====== MATERIAL ======

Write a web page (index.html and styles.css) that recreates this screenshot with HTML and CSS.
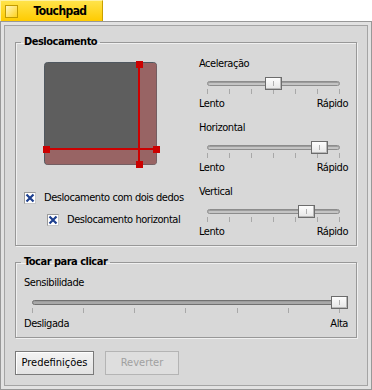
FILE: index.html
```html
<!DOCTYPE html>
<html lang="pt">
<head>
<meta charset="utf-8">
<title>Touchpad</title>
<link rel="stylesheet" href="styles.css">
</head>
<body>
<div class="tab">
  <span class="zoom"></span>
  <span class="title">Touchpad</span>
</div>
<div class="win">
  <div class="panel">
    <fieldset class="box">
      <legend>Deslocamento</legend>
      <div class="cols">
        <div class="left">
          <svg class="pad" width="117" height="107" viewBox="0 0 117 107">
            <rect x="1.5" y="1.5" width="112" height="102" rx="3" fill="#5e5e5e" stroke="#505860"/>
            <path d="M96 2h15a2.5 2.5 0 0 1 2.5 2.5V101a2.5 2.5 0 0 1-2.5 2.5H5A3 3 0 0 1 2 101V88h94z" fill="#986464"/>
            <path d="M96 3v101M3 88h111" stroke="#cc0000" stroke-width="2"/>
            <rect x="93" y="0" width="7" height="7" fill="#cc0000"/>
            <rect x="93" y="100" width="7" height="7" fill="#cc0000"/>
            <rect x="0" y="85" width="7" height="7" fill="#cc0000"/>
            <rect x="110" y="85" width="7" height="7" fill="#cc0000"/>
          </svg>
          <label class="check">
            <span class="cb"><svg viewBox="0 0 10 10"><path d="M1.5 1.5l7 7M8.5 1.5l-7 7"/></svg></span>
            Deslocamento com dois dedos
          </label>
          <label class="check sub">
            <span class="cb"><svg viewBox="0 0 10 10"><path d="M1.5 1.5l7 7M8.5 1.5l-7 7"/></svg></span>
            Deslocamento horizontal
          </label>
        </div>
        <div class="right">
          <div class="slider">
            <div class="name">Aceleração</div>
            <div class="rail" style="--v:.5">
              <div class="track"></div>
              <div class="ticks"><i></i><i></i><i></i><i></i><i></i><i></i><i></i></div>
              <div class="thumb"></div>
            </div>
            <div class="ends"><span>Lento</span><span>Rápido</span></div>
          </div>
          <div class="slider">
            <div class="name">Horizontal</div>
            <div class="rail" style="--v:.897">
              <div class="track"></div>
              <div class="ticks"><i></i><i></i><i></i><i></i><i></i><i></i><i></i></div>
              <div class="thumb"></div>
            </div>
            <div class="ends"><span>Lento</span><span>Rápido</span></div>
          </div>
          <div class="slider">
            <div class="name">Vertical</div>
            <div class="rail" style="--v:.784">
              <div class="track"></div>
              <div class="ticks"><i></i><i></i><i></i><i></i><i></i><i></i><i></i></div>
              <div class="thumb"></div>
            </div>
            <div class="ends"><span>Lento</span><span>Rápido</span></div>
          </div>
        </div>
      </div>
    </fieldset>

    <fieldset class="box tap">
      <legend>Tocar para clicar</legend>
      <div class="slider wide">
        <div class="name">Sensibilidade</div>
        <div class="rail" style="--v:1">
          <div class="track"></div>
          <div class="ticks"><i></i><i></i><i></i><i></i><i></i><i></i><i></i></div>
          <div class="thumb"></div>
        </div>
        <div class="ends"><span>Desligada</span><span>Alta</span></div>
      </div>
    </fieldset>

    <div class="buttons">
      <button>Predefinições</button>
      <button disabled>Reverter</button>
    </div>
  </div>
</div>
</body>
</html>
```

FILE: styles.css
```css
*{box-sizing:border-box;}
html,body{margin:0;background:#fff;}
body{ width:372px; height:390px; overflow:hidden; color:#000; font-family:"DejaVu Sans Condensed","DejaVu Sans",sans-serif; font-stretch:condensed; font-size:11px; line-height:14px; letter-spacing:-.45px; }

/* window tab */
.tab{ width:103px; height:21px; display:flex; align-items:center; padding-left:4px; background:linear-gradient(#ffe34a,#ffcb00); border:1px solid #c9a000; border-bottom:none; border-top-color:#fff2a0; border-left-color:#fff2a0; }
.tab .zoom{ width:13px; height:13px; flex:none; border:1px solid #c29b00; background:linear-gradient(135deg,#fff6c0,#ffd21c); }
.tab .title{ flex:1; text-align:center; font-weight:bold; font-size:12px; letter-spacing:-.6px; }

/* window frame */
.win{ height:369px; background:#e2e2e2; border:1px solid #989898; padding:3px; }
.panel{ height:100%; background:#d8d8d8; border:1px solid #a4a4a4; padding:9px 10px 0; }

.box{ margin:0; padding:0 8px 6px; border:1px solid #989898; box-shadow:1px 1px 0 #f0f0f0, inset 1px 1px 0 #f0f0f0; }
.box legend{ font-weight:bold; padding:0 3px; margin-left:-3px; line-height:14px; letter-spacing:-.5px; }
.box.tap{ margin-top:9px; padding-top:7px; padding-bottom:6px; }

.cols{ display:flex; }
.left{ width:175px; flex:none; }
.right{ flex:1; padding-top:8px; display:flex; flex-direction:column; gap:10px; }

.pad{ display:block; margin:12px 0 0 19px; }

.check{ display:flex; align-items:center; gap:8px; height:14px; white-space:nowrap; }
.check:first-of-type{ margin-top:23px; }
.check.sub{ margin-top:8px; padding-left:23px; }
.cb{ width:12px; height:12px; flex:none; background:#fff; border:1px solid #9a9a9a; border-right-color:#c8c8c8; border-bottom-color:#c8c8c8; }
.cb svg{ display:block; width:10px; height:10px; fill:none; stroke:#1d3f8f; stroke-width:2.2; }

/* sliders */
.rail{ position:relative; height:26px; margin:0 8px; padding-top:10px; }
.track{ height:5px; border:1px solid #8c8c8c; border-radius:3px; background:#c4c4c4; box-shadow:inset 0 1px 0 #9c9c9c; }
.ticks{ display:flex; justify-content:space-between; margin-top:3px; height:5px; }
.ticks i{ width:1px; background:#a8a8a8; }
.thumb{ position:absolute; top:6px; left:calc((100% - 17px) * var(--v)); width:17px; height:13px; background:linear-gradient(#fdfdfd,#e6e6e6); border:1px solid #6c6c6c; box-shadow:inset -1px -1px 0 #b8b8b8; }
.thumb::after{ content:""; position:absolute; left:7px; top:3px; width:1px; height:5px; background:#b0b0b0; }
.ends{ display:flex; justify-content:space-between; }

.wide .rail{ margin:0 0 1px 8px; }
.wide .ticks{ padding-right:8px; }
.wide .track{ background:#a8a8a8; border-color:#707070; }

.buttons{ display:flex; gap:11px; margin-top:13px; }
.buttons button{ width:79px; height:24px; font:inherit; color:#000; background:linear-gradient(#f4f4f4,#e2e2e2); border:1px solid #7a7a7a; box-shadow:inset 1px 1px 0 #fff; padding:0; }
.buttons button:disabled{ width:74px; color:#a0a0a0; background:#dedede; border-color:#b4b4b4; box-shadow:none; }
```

======

• DO THIS:
In the copy, include no pictures; restate the listing above exactly.

• THE REPLY:
Write a web page (index.html and styles.css) that recreates this screenshot with HTML and CSS.
FILE: index.html
```html
<!DOCTYPE html>
<html lang="pt">
<head>
<meta charset="utf-8">
<title>Touchpad</title>
<link rel="stylesheet" href="styles.css">
</head>
<body>
<div class="tab">
  <span class="zoom"></span>
  <span class="title">Touchpad</span>
</div>
<div class="win">
  <div class="panel">
    <fieldset class="box">
      <legend>Deslocamento</legend>
      <div class="cols">
        <div class="left">
          <svg class="pad" width="117" height="107" viewBox="0 0 117 107">
            <rect x="1.5" y="1.5" width="112" height="102" rx="3" fill="#5e5e5e" stroke="#505860"/>
            <path d="M96 2h15a2.5 2.5 0 0 1 2.5 2.5V101a2.5 2.5 0 0 1-2.5 2.5H5A3 3 0 0 1 2 101V88h94z" fill="#986464"/>
            <path d="M96 3v101M3 88h111" stroke="#cc0000" stroke-width="2"/>
            <rect x="93" y="0" width="7" height="7" fill="#cc0000"/>
            <rect x="93" y="100" width="7" height="7" fill="#cc0000"/>
            <rect x="0" y="85" width="7" height="7" fill="#cc0000"/>
            <rect x="110" y="85" width="7" height="7" fill="#cc0000"/>
          </svg>
          <label class="check">
            <span class="cb"><svg viewBox="0 0 10 10"><path d="M1.5 1.5l7 7M8.5 1.5l-7 7"/></svg></span>
            Deslocamento com dois dedos
          </label>
          <label class="check sub">
            <span class="cb"><svg viewBox="0 0 10 10"><path d="M1.5 1.5l7 7M8.5 1.5l-7 7"/></svg></span>
            Deslocamento horizontal
          </label>
        </div>
        <div class="right">
          <div class="slider">
            <div class="name">Aceleração</div>
            <div class="rail" style="--v:.5">
              <div class="track"></div>
              <div class="ticks"><i></i><i></i><i></i><i></i><i></i><i></i><i></i></div>
              <div class="thumb"></div>
            </div>
            <div class="ends"><span>Lento</span><span>Rápido</span></div>
          </div>
          <div class="slider">
            <div class="name">Horizontal</div>
            <div class="rail" style="--v:.897">
              <div class="track"></div>
              <div class="ticks"><i></i><i></i><i></i><i></i><i></i><i></i><i></i></div>
              <div class="thumb"></div>
            </div>
            <div class="ends"><span>Lento</span><span>Rápido</span></div>
          </div>
          <div class="slider">
            <div class="name">Vertical</div>
            <div class="rail" style="--v:.784">
              <div class="track"></div>
              <div class="ticks"><i></i><i></i><i></i><i></i><i></i><i></i><i></i></div>
              <div class="thumb"></div>
            </div>
            <div class="ends"><span>Lento</span><span>Rápido</span></div>
          </div>
        </div>
      </div>
    </fieldset>

    <fieldset class="box tap">
      <legend>Tocar para clicar</legend>
      <div class="slider wide">
        <div class="name">Sensibilidade</div>
        <div class="rail" style="--v:1">
          <div class="track"></div>
          <div class="ticks"><i></i><i></i><i></i><i></i><i></i><i></i><i></i></div>
          <div class="thumb"></div>
        </div>
        <div class="ends"><span>Desligada</span><span>Alta</span></div>
      </div>
    </fieldset>

    <div class="buttons">
      <button>Predefinições</button>
      <button disabled>Reverter</button>
    </div>
  </div>
</div>
</body>
</html>
```

FILE: styles.css
```css
*{box-sizing:border-box;}
html,body{margin:0;background:#fff;}
body{ width:372px; height:390px; overflow:hidden; color:#000; font-family:"DejaVu Sans Condensed","DejaVu Sans",sans-serif; font-stretch:condensed; font-size:11px; line-height:14px; letter-spacing:-.45px; }

/* window tab */
.tab{ width:103px; height:21px; display:flex; align-items:center; padding-left:4px; background:linear-gradient(#ffe34a,#ffcb00); border:1px solid #c9a000; border-bottom:none; border-top-color:#fff2a0; border-left-color:#fff2a0; }
.tab .zoom{ width:13px; height:13px; flex:none; border:1px solid #c29b00; background:linear-gradient(135deg,#fff6c0,#ffd21c); }
.tab .title{ flex:1; text-align:center; font-weight:bold; font-size:12px; letter-spacing:-.6px; }

/* window frame */
.win{ height:369px; background:#e2e2e2; border:1px solid #989898; padding:3px; }
.panel{ height:100%; background:#d8d8d8; border:1px solid #a4a4a4; padding:9px 10px 0; }

.box{ margin:0; padding:0 8px 6px; border:1px solid #989898; box-shadow:1px 1px 0 #f0f0f0, inset 1px 1px 0 #f0f0f0; }
.box legend{ font-weight:bold; padding:0 3px; margin-left:-3px; line-height:14px; letter-spacing:-.5px; }
.box.tap{ margin-top:9px; padding-top:7px; padding-bottom:6px; }

.cols{ display:flex; }
.left{ width:175px; flex:none; }
.right{ flex:1; padding-top:8px; display:flex; flex-direction:column; gap:10px; }

.pad{ display:block; margin:12px 0 0 19px; }

.check{ display:flex; align-items:center; gap:8px; height:14px; white-space:nowrap; }
.check:first-of-type{ margin-top:23px; }
.check.sub{ margin-top:8px; padding-left:23px; }
.cb{ width:12px; height:12px; flex:none; background:#fff; border:1px solid #9a9a9a; border-right-color:#c8c8c8; border-bottom-color:#c8c8c8; }
.cb svg{ display:block; width:10px; height:10px; fill:none; stroke:#1d3f8f; stroke-width:2.2; }

/* sliders */
.rail{ position:relative; height:26px; margin:0 8px; padding-top:10px; }
.track{ height:5px; border:1px solid #8c8c8c; border-radius:3px; background:#c4c4c4; box-shadow:inset 0 1px 0 #9c9c9c; }
.ticks{ display:flex; justify-content:space-between; margin-top:3px; height:5px; }
.ticks i{ width:1px; background:#a8a8a8; }
.thumb{ position:absolute; top:6px; left:calc((100% - 17px) * var(--v)); width:17px; height:13px; background:linear-gradient(#fdfdfd,#e6e6e6); border:1px solid #6c6c6c; box-shadow:inset -1px -1px 0 #b8b8b8; }
.thumb::after{ content:""; position:absolute; left:7px; top:3px; width:1px; height:5px; background:#b0b0b0; }
.ends{ display:flex; justify-content:space-between; }

.wide .rail{ margin:0 0 1px 8px; }
.wide .ticks{ padding-right:8px; }
.wide .track{ background:#a8a8a8; border-color:#707070; }

.buttons{ display:flex; gap:11px; margin-top:13px; }
.buttons button{ width:79px; height:24px; font:inherit; color:#000; background:linear-gradient(#f4f4f4,#e2e2e2); border:1px solid #7a7a7a; box-shadow:inset 1px 1px 0 #fff; padding:0; }
.buttons button:disabled{ width:74px; color:#a0a0a0; background:#dedede; border-color:#b4b4b4; box-shadow:none; }
```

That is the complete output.